4. Launching the next action

Possible outcomes from testing:

  • If (a) it means the piece of code is deemed to be working correctly, and it can be 'pushed to production'. This means it will become part of the live, publicly used software and will be implemented on all instances. To tell the developers that accredited to merge that your tests are good and they can merge, just move the card to the "Ready to go" column or change the pipeline in the PR to "Ready to go".

  • If (b) it means the developer needs to do some more work to fix the remaining issues. Then move the card back to the "In dev" column or change the pipeline in the PR to "In dev". When he/she will have re-worked on it, he will submit modifications that will need again to be reviewed by other developers before they can be "ready to test" again.

  • If (c) you're not sure, ping the developer and ask them to take a look at the testing notes to determine whether it's ready to go or not. Labeling the respective pull-request with the "feedback-needed" label is a good idea as well.

Some additional considerations:

  • When testers are noticing bugs that are already in production, they should always create a new issue, except if the PR they are testing is making things worse. For example, the tester verifies that what the PR introduces is working but while testing finds another bug:

    • If this bug is already in production, the tester shouldn't hold the PR responsible - he should open a new issue.
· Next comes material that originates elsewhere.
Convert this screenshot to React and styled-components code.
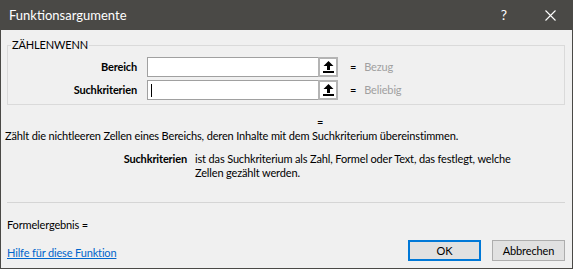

    • If the PR is introducing a new bug or making the current bug in production worse - then the PR should be moved back to "In dev" adding all the necessary notes, as described in section 3.

  • If the PR being tested does not introduce a bug, and does not solve or only solves the issue partially but brings any other improvement - like a dependency upgrade, or other benefits - then it should be merged to production. In this case, the underlying issue remains open and may be closed later, by another PR.